(Interface markup and scripts)
>> start

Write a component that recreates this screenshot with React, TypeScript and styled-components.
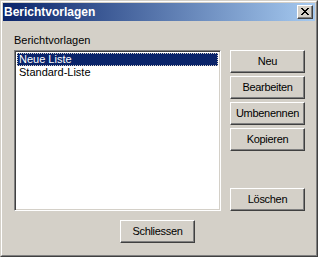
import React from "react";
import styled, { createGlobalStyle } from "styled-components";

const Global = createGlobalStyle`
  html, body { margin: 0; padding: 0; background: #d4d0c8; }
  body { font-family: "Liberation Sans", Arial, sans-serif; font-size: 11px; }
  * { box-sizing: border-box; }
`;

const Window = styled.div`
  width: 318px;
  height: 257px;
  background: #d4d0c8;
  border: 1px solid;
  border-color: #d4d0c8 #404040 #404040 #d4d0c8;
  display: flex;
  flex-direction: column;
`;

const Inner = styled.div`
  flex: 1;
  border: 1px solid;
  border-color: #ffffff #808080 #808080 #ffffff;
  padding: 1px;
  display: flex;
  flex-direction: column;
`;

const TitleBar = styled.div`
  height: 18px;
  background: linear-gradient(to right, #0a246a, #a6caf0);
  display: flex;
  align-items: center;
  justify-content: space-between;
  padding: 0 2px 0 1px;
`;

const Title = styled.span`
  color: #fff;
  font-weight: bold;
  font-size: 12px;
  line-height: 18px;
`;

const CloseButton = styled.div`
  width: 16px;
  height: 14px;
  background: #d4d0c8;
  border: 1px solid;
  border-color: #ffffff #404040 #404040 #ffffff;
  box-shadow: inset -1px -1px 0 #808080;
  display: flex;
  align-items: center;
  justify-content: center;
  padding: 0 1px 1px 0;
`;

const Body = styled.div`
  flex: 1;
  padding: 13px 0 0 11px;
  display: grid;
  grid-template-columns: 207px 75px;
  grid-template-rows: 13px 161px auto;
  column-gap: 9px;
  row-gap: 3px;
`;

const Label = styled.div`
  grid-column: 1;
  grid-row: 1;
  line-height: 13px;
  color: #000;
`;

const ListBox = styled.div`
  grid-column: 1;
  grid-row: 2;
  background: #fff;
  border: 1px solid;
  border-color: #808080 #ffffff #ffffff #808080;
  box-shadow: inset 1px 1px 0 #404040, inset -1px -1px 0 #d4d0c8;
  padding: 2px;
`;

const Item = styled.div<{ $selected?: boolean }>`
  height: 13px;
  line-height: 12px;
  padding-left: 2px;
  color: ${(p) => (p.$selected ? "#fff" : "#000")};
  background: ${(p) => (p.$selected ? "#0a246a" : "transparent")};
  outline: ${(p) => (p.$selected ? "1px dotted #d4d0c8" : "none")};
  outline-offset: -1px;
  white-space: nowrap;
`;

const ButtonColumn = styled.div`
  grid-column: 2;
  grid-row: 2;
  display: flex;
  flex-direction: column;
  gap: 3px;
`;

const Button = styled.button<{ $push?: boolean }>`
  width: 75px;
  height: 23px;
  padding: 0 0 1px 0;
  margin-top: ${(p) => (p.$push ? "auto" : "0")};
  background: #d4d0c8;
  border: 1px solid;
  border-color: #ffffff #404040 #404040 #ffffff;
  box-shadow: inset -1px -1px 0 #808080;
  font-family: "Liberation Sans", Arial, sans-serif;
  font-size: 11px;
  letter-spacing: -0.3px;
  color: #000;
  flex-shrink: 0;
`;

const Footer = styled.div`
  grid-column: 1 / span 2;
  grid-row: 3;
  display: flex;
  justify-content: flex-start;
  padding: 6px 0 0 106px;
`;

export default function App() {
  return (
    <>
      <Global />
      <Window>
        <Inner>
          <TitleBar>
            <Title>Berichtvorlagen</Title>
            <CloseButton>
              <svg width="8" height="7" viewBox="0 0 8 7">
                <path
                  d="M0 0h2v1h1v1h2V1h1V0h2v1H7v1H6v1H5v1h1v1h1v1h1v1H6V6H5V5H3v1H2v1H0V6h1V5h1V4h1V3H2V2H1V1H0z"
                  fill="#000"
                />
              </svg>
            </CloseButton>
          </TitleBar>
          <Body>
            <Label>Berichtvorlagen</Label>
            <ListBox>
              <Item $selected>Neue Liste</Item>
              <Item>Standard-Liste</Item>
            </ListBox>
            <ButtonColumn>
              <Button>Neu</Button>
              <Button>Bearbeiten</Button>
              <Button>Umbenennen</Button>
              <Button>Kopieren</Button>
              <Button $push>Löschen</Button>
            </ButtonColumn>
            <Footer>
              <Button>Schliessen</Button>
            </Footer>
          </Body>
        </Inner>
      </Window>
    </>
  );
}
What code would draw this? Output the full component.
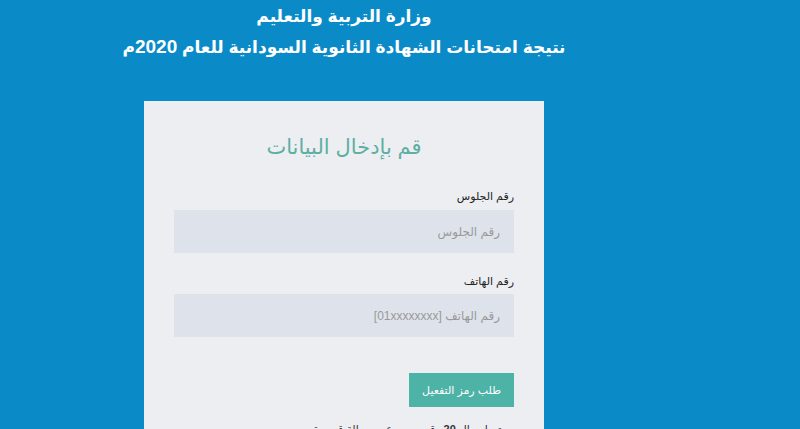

>> end

**WHAT IS REQUIRED:**
Write the records out once more, exactly as they appear, with no pictures.

**FULL OUTPUT:**
Write a component that recreates this screenshot with React, TypeScript and styled-components.
import React from "react";
import styled, { createGlobalStyle } from "styled-components";

const Global = createGlobalStyle`
  html, body { margin: 0; padding: 0; background: #d4d0c8; }
  body { font-family: "Liberation Sans", Arial, sans-serif; font-size: 11px; }
  * { box-sizing: border-box; }
`;

const Window = styled.div`
  width: 318px;
  height: 257px;
  background: #d4d0c8;
  border: 1px solid;
  border-color: #d4d0c8 #404040 #404040 #d4d0c8;
  display: flex;
  flex-direction: column;
`;

const Inner = styled.div`
  flex: 1;
  border: 1px solid;
  border-color: #ffffff #808080 #808080 #ffffff;
  padding: 1px;
  display: flex;
  flex-direction: column;
`;

const TitleBar = styled.div`
  height: 18px;
  background: linear-gradient(to right, #0a246a, #a6caf0);
  display: flex;
  align-items: center;
  justify-content: space-between;
  padding: 0 2px 0 1px;
`;

const Title = styled.span`
  color: #fff;
  font-weight: bold;
  font-size: 12px;
  line-height: 18px;
`;

const CloseButton = styled.div`
  width: 16px;
  height: 14px;
  background: #d4d0c8;
  border: 1px solid;
  border-color: #ffffff #404040 #404040 #ffffff;
  box-shadow: inset -1px -1px 0 #808080;
  display: flex;
  align-items: center;
  justify-content: center;
  padding: 0 1px 1px 0;
`;

const Body = styled.div`
  flex: 1;
  padding: 13px 0 0 11px;
  display: grid;
  grid-template-columns: 207px 75px;
  grid-template-rows: 13px 161px auto;
  column-gap: 9px;
  row-gap: 3px;
`;

const Label = styled.div`
  grid-column: 1;
  grid-row: 1;
  line-height: 13px;
  color: #000;
`;

const ListBox = styled.div`
  grid-column: 1;
  grid-row: 2;
  background: #fff;
  border: 1px solid;
  border-color: #808080 #ffffff #ffffff #808080;
  box-shadow: inset 1px 1px 0 #404040, inset -1px -1px 0 #d4d0c8;
  padding: 2px;
`;

const Item = styled.div<{ $selected?: boolean }>`
  height: 13px;
  line-height: 12px;
  padding-left: 2px;
  color: ${(p) => (p.$selected ? "#fff" : "#000")};
  background: ${(p) => (p.$selected ? "#0a246a" : "transparent")};
  outline: ${(p) => (p.$selected ? "1px dotted #d4d0c8" : "none")};
  outline-offset: -1px;
  white-space: nowrap;
`;

const ButtonColumn = styled.div`
  grid-column: 2;
  grid-row: 2;
  display: flex;
  flex-direction: column;
  gap: 3px;
`;

const Button = styled.button<{ $push?: boolean }>`
  width: 75px;
  height: 23px;
  padding: 0 0 1px 0;
  margin-top: ${(p) => (p.$push ? "auto" : "0")};
  background: #d4d0c8;
  border: 1px solid;
  border-color: #ffffff #404040 #404040 #ffffff;
  box-shadow: inset -1px -1px 0 #808080;
  font-family: "Liberation Sans", Arial, sans-serif;
  font-size: 11px;
  letter-spacing: -0.3px;
  color: #000;
  flex-shrink: 0;
`;

const Footer = styled.div`
  grid-column: 1 / span 2;
  grid-row: 3;
  display: flex;
  justify-content: flex-start;
  padding: 6px 0 0 106px;
`;

export default function App() {
  return (
    <>
      <Global />
      <Window>
        <Inner>
          <TitleBar>
            <Title>Berichtvorlagen</Title>
            <CloseButton>
              <svg width="8" height="7" viewBox="0 0 8 7">
                <path
                  d="M0 0h2v1h1v1h2V1h1V0h2v1H7v1H6v1H5v1h1v1h1v1h1v1H6V6H5V5H3v1H2v1H0V6h1V5h1V4h1V3H2V2H1V1H0z"
                  fill="#000"
                />
              </svg>
            </CloseButton>
          </TitleBar>
          <Body>
            <Label>Berichtvorlagen</Label>
            <ListBox>
              <Item $selected>Neue Liste</Item>
              <Item>Standard-Liste</Item>
            </ListBox>
            <ButtonColumn>
              <Button>Neu</Button>
              <Button>Bearbeiten</Button>
              <Button>Umbenennen</Button>
              <Button>Kopieren</Button>
              <Button $push>Löschen</Button>
            </ButtonColumn>
            <Footer>
              <Button>Schliessen</Button>
            </Footer>
          </Body>
        </Inner>
      </Window>
    </>
  );
}
What code would draw this? Output the full component.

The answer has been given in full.